Anthony Mastrean
Anthony Mastrean

Reputation: 22404

Should I commit self-signed certificates to source control?

Let's say we generate a self-signed certificate for each of our customers. They're used in some part of the package/deploy pipeline and end up on the customer's local computers. They're used to connect to our web services.

Should we commit these certificates to source control? The repository is private and only accessible to coworkers. Should I leave them out for some security reason (even if that's just limiting access in case of accidental exposure, let alone malicious activity)?

If we leave them out, should we generate them as part of the package/deploy pipeline every time? Or stick them in some secure keystore and retrieve them?

Upvotes: 5

Views: 1998

Answers (1)

brantgurga
brantgurga

Reputation: 1152

This is a situation of trust and exposure. Do you trust those that have access to the repository? Bear in mind that most compromises come from insiders.

My thinking is this:

  • Don't store the deployed certificates at all.

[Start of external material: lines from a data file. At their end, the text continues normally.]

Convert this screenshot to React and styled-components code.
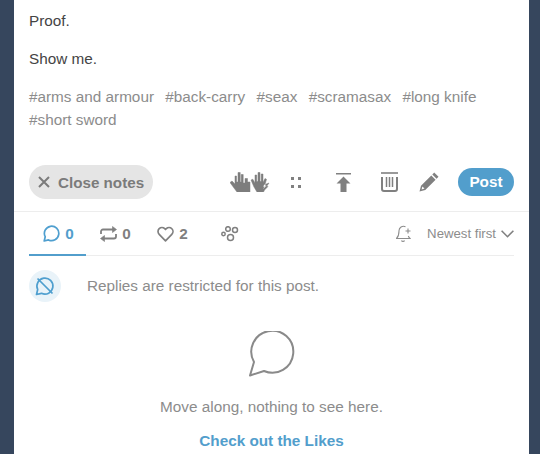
import React from "react";
import styled, { createGlobalStyle } from "styled-components";

const GlobalStyle = createGlobalStyle`
  html, body {
    margin: 0;
    padding: 0;
    height: 454px;
    overflow: hidden;
    background: #36465d;
    font-family: "Liberation Sans", Arial, sans-serif;
  }
`;

function HandsIcon() {
  return (
    <svg width="40" height="20" viewBox="0 0 40 20" fill="#7d7d7d" stroke="#7d7d7d" strokeWidth="0.500">
      <path d="M0 10.500l2-1.500 3 3V4h1.500v6H8V0.500h2.200V10h1V2.500h2V11H15V6.500h2.500V10H20v10H7l-3-4z" />
      <path d="M21 8l1.800-.8 2.200 3.800V3h1.700v6.500H28V0.500h2V9.500h1.200V2h1.800v8.500l2-4 1.500.8-1.500 5.200 4-1.500-2.500 3.500H38l-3.500 3.500-1 2H27l-3-5z" />
      <path d="M35.500 11.500l-2.500 3h1.500l-1.500 2.500 3.500-3.500h-1.500z" fill="#fff" stroke="none" />
    </svg>
  );
}

function DotsIcon() {
  return (
    <svg width="10" height="11" viewBox="0 0 10 11" fill="#808080">
      <rect x="0" y="0" width="3" height="3" />
      <rect x="7" y="0" width="3" height="3" />
      <rect x="0" y="8" width="3" height="3" />
      <rect x="7" y="8" width="3" height="3" />
    </svg>
  );
}

function TopIcon() {
  return (
    <svg width="15" height="19" viewBox="0 0 15 19" fill="#808080">
      <rect x="0" y="0" width="15" height="1.500" />
      <path d="M7.500 3.500l7 7H10.500V19h-6v-8.500H0.500z" />
    </svg>
  );
}

function TrashIcon() {
  return (
    <svg width="17" height="20" viewBox="0 0 17 20" fill="none" stroke="#808080">
      <path d="M0 1h17" strokeWidth="1.600" />
      <path d="M1 5v12a2 2 0 0 0 2 2h11a2 2 0 0 0 2-2V5" strokeWidth="2" />
      <path d="M5.500 5v10M8.500 5v10M11.500 5v10" strokeWidth="1.500" />
    </svg>
  );
}

function PencilIcon() {
  return (
    <svg width="20" height="20" viewBox="0 0 20 20" fill="#808080">
      <path d="M15.200 0.500l4.300 4.300-1.900 1.900-4.300-4.300z" />
      <path d="M12.300 3.400l4.300 4.300L6.300 18 0.500 19.500 2 13.700zM3.400 14.500l-.8 2.900 2.900-.8z" fillRule="evenodd" />
    </svg>
  );
}

function ReplyIcon() {
  return (
    <svg width="17" height="17" viewBox="0 0 17 17" fill="none" stroke="#4f9fcf" strokeWidth="1.700">
      <path d="M1.200 16l1-4.300A7.200 7.200 0 1 1 5.500 14.900z" strokeLinejoin="round" />
    </svg>
  );
}

function EmptyBubble() {
  return (
    <svg width="46" height="46" viewBox="0 0 46 46" fill="none" stroke="#8a8a8a" strokeWidth="2">
      <path d="M15 40A21 21 0 1 0 5 31L1 44.500z" strokeLinejoin="round" />
    </svg>
  );
}

function ReblogIcon() {
  return (
    <svg width="17" height="16" viewBox="0 0 17 16" fill="none" stroke="#808080" strokeWidth="1.800">
      <path d="M1 8V5.500a2 2 0 0 1 2-2h10" />
      <path d="M16 8v2.500a2 2 0 0 1-2 2H4" />
      <path d="M12.500 0.500l4 3-4 3z" fill="#808080" strokeWidth="0.600" />
      <path d="M4.500 9.500l-4 3 4 3z" fill="#808080" strokeWidth="0.600" />
    </svg>
  );
}

function HeartIcon() {
  return (
    <svg width="17" height="16" viewBox="0 0 17 16" fill="none" stroke="#808080" strokeWidth="1.700">
      <path d="M8.500 14.800L2.200 8.300a3.900 3.900 0 0 1 0-5.600 3.900 3.900 0 0 1 5.500 0l.8.800.8-.8a3.900 3.900 0 0 1 5.500 5.600z" strokeLinejoin="round" />
    </svg>
  );
}

function CommunityIcon() {
  return (
    <svg width="18" height="16" viewBox="0 0 18 16" fill="none" stroke="#808080" strokeWidth="1.500">
      <circle cx="7" cy="3" r="2.300" />
      <circle cx="14" cy="4" r="2.500" />
      <circle cx="2.500" cy="8" r="1.700" />
      <circle cx="9.500" cy="11.500" r="3" />
    </svg>
  );
}

function BellIcon() {
  return (
    <svg width="15" height="18" viewBox="0 0 15 18" fill="none" stroke="#8c8c8c" strokeWidth="1.100">
      <path d="M9.500 1.800A4.500 4.500 0 0 0 3 6c0 4-1 6-2.500 7.500h13.500c-.8-.7-1.300-1.500-1.700-2.500" />
      <path d="M5.500 15.500c.4 1.200 2.600 1.200 3 0" />
      <path d="M9.500 6h5M12 3.500v5" />
    </svg>
  );
}

function MutedReplyIcon() {
  return (
    <svg width="20" height="20" viewBox="0 0 20 20" fill="none" stroke="#4f9fcf" strokeWidth="1.700">
      <path d="M1.500 18.500l1.200-5A8 8 0 1 1 6.500 17.300z" strokeLinejoin="round" />
      <path d="M2.500 2.500l15 15" />
    </svg>
  );
}

function Chevron() {
  return (
    <svg width="13" height="8" viewBox="0 0 13 8" fill="none" stroke="#808080" strokeWidth="1.600">
      <path d="M0.600 0.800l5.900 5.900 5.900-5.900" />
    </svg>
  );
}

function CloseIcon() {
  return (
    <svg width="12" height="12" viewBox="0 0 12 12" fill="none" stroke="#7b7b7b" strokeWidth="2">
      <path d="M1 1l10 10M11 1L1 11" />
    </svg>
  );
}

const tags = ["arms and armour", "back-carry", "seax", "scramasax", "long knife", "short sword"];

export default function App() {
  return (
    <>
      <GlobalStyle />
      <Card>
        <Body>
          <Paragraph>Proof.</Paragraph>
          <Paragraph>Show me.</Paragraph>
          <Tags>
            {tags.map((t) => (
              <Tag key={t}>#{t}</Tag>
            ))}
          </Tags>
        </Body>
        <Footer>
          <NotesButton>
            <CloseIcon />
            Close notes
          </NotesButton>
          <Controls>
            <Control $w={40}><HandsIcon /></Control>
            <Control $w={52}><DotsIcon /></Control>
            <Control $w={43}><TopIcon /></Control>
            <Control $w={49}><TrashIcon /></Control>
            <Control $w={30}><PencilIcon /></Control>
            <PostButton>Post</PostButton>
          </Controls>
        </Footer>
        <Notes>
          <TabBar>
            <Tab $active>
              <ReplyIcon />
              <span>0</span>
            </Tab>
            <Tab>
              <ReblogIcon />
              <span>0</span>
            </Tab>
            <Tab>
              <HeartIcon />
              <span>2</span>
            </Tab>
            <Tab>
              <CommunityIcon />
            </Tab>
            <Sort>
              <BellIcon />
              <SortLabel>Newest first</SortLabel>
              <Chevron />
            </Sort>
          </TabBar>
          <Restricted>
            <Badge><MutedReplyIcon /></Badge>
            <RestrictedText>Replies are restricted for this post.</RestrictedText>
          </Restricted>
          <Empty>
            <EmptyBubble />
            <EmptyText>Move along, nothing to see here.</EmptyText>
            <LikesLink>Check out the Likes</LikesLink>
          </Empty>
        </Notes>
      </Card>
    </>
  );
}

const Card = styled.div`
  margin-left: 14px;
  width: 515px;
  height: 454px;
  overflow: hidden;
  background: #fff;
`;

const Body = styled.div`
  padding: 12px 15px 0;
  color: #444;
  font-size: 15.3px;
`;

const Paragraph = styled.p`
  margin: 0 0 21px;
  line-height: 17px;
`;

const Tags = styled.div`
  display: flex;
  flex-wrap: wrap;
  gap: 5px 11.3px;
  width: 470px;
`;

const Tag = styled.span`
  color: #8c8c8c;
  font-size: 15.3px;
  line-height: 18px;
`;

const Footer = styled.div`
  display: flex;
  align-items: center;
  justify-content: space-between;
  margin-top: 36px;
  padding: 0 15px 12px;
  border-bottom: 1px solid #ededed;
`;

const NotesButton = styled.div`
  display: flex;
  align-items: center;
  gap: 8px;
  box-sizing: border-box;
  width: 124px;
  height: 34px;
  padding-left: 9px;
  border-radius: 17px;
  background: #e5e5e5;
  color: #7b7b7b;
  font-size: 15.2px;
  font-weight: 700;
`;

const Controls = styled.div`
  display: flex;
  align-items: center;
`;

const Control = styled.div`
  display: flex;
  justify-content: center;
  width: ${(p) => p.$w}px;
`;

const PostButton = styled.div`
  display: flex;
  align-items: center;
  justify-content: center;
  width: 56px;
  height: 28px;
  margin-left: 14px;
  border-radius: 14px;
  background: #529ecc;
  color: #fff;
  font-size: 15.3px;
  font-weight: 700;
`;

const Notes = styled.div`
  padding: 0 15px;
`;

const TabBar = styled.div`
  display: flex;
  align-items: stretch;
  height: 43px;
  border-bottom: 1px solid #ededed;
`;

const Tab = styled.div`
  display: flex;
  align-items: center;
  justify-content: center;
  gap: 5px;
  box-sizing: border-box;
  width: 57px;
  margin-bottom: -1px;
  padding: 1px 0 0 2px;
  border-bottom: 2px solid ${(p) => (p.$active ? "#529ecc" : "transparent")};
  color: ${(p) => (p.$active ? "#529ecc" : "#808080")};
  font-size: 15.3px;
  font-weight: 700;
`;

const Sort = styled.div`
  display: flex;
  align-items: center;
  gap: 5px;
  margin-left: auto;
`;

const SortLabel = styled.span`
  margin-left: 11px;
  color: #8c8c8c;
  font-size: 13.2px;
`;

const Restricted = styled.div`
  display: flex;
  align-items: center;
  gap: 26px;
  margin-top: 14px;
`;

const Badge = styled.div`
  display: flex;
  align-items: center;
  justify-content: center;
  width: 32px;
  height: 32px;
  border-radius: 50%;
  background: #e9f3f9;
`;

const RestrictedText = styled.span`
  color: #8c8c8c;
  font-size: 15.3px;
`;

const Empty = styled.div`
  display: flex;
  flex-direction: column;
  align-items: center;
  margin-top: 29px;
`;

const EmptyText = styled.div`
  margin-top: 21px;
  color: #8c8c8c;
  font-size: 15.3px;
`;

const LikesLink = styled.div`
  margin-top: 16px;
  color: #529ecc;
  font-size: 15.3px;
  font-weight: 700;
`;
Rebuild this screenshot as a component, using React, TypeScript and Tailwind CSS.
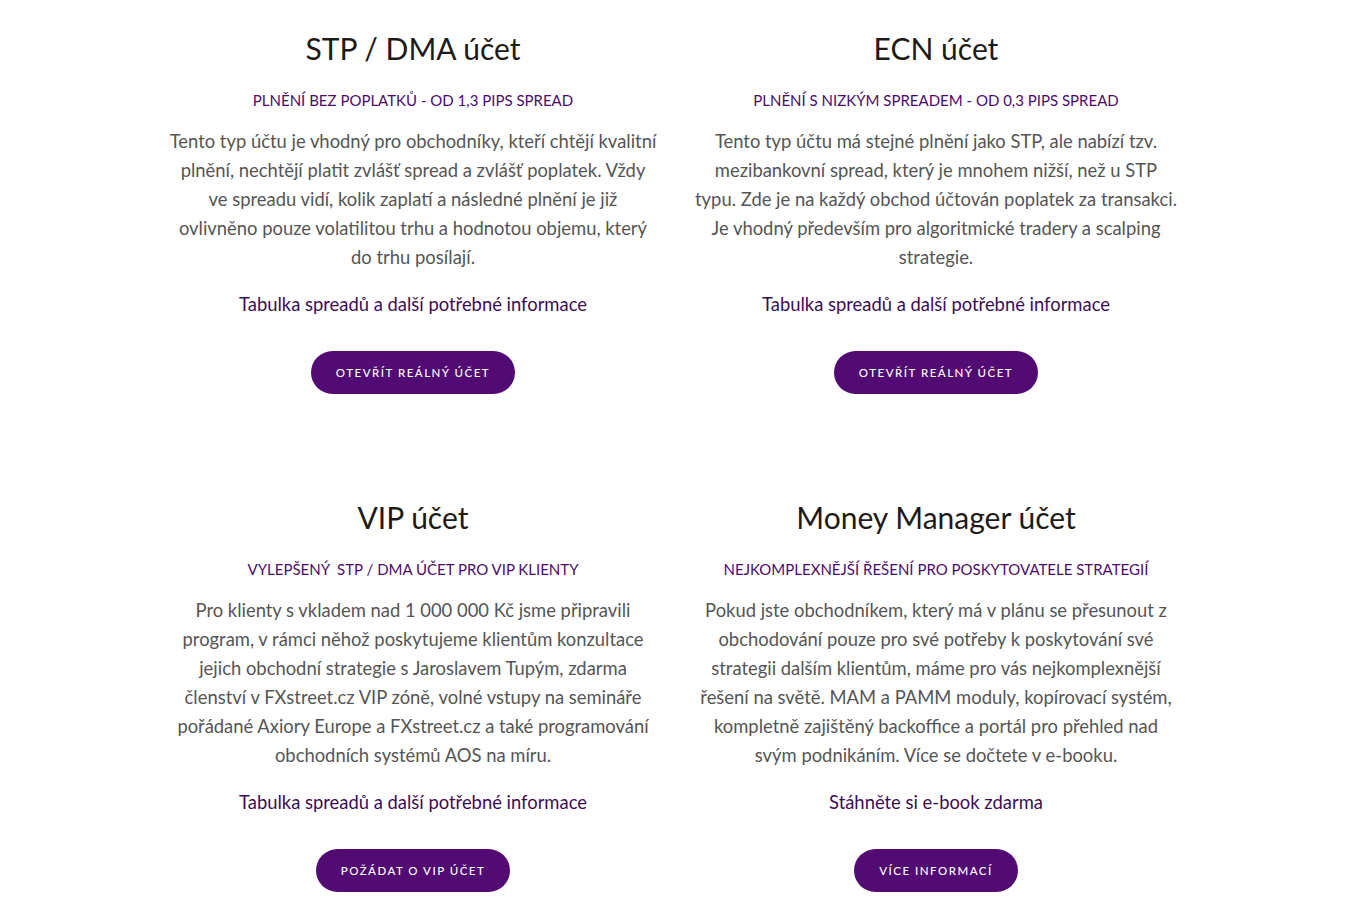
import React from "react";

type Card = {
  title: string;
  sub: string;
  lines: string[];
  link: string;
  button: string;
};

const cards: Card[] = [
  {
    title: "STP / DMA účet",
    sub: "PLNĚNÍ BEZ POPLATKŮ - OD 1,3 PIPS SPREAD",
    lines: [
      "Tento typ účtu je vhodný pro obchodníky, kteří chtějí kvalitní",
      "plnění, nechtějí platit zvlášť spread a zvlášť poplatek. Vždy",
      "ve spreadu vidí, kolik zaplatí a následné plnění je již",
      "ovlivněno pouze volatilitou trhu a hodnotou objemu, který",
      "do trhu posílají.",
    ],
    link: "Tabulka spreadů a další potřebné informace",
    button: "OTEVŘÍT REÁLNÝ ÚČET",
  },
  {
    title: "ECN účet",
    sub: "PLNĚNÍ S NIZKÝM SPREADEM - OD 0,3 PIPS SPREAD",
    lines: [
      "Tento typ účtu má stejné plnění jako STP, ale nabízí tzv.",
      "mezibankovní spread, který je mnohem nižší, než u STP",
      "typu. Zde je na každý obchod účtován poplatek za transakci.",
      "Je vhodný především pro algoritmické tradery a scalping",
      "strategie.",
    ],
    link: "Tabulka spreadů a další potřebné informace",
    button: "OTEVŘÍT REÁLNÝ ÚČET",
  },
  {
    title: "VIP účet",
    sub: "VYLEPŠENÝ\u00a0 STP / DMA ÚČET PRO VIP KLIENTY",
    lines: [
      "Pro klienty s vkladem nad 1 000 000 Kč jsme připravili",
      "program, v rámci něhož poskytujeme klientům konzultace",
      "jejich obchodní strategie s Jaroslavem Tupým, zdarma",
      "členství v FXstreet.cz VIP zóně, volné vstupy na semináře",
      "pořádané Axiory Europe a FXstreet.cz a také programování",
      "obchodních systémů AOS na míru.",
    ],
    link: "Tabulka spreadů a další potřebné informace",
    button: "POŽÁDAT O VIP ÚČET",
  },
  {
    title: "Money Manager účet",
    sub: "NEJKOMPLEXNĚJŠÍ ŘEŠENÍ PRO POSKYTOVATELE STRATEGIÍ",
    lines: [
      "Pokud jste obchodníkem, který má v plánu se přesunout z",
      "obchodování pouze pro své potřeby k poskytování své",
      "strategii dalším klientům, máme pro vás nejkomplexnější",
      "řešení na světě. MAM a PAMM moduly, kopírovací systém,",
      "kompletně zajištěný backoffice a portál pro přehled nad",
      "svým podnikáním. Více se dočtete v e-booku.",
    ],
    link: "Stáhněte si e-book zdarma",
    button: "VÍCE INFORMACÍ",
  },
];

function CardView({ c }: { c: Card }) {
  return (
    <div className="flex flex-col items-center text-center px-[15px]">
      <h2 className="text-[30px] leading-[40px] text-[#1e1a17] font-normal">{c.title}</h2>
      <div className="mt-[22px] text-[15px] leading-[20px] text-[#4b0c6b]">{c.sub}</div>
      <p className="mt-[17px] text-[18.4px] leading-[29px] text-[#555555]">
        {c.lines.map((l, i) => (
          <React.Fragment key={i}>
            {l}
            {i < c.lines.length - 1 && <br />}
          </React.Fragment>
        ))}
      </p>
      <a className="mt-[18px] text-[18.4px] leading-[29px] text-[#3d0c57]">{c.link}</a>
      <button className="mt-[32px] h-[43px] px-[25px] rounded-full bg-[#510b73] text-white text-[11.5px] font-medium tracking-[1.5px]">
        {c.button}
      </button>
    </div>
  );
}

export default function App() {
  return (
    <div
      className="bg-white min-h-[915px] w-full"
      style={{ fontFamily: "'Lato', 'Open Sans', sans-serif" }}
    >
      <div className="mx-auto w-[1046px] grid grid-cols-2 pt-[28px] gap-y-[103px]">
        {cards.map((c, i) => (
          <CardView key={i} c={c} />
        ))}
      </div>
    </div>
  );
}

Generate them for those end systems. Sign them by a root certificate.
  • Configure your produce to trust connections made by certificates signed by that root. This way you can revoke certificates in mass if your root is compromised or selectively revoke endpoint certificates as necessary without revoking everything.
  • You can have your product reference the certificate from the system's certificate store using any public identifiers but don't store the private key.
  • Making the private key available should be a final deployment step with as minimal visibility as possible. Make it available to two or three users and use the platform's certificate management mechanisms for tying the public certificate to the private key.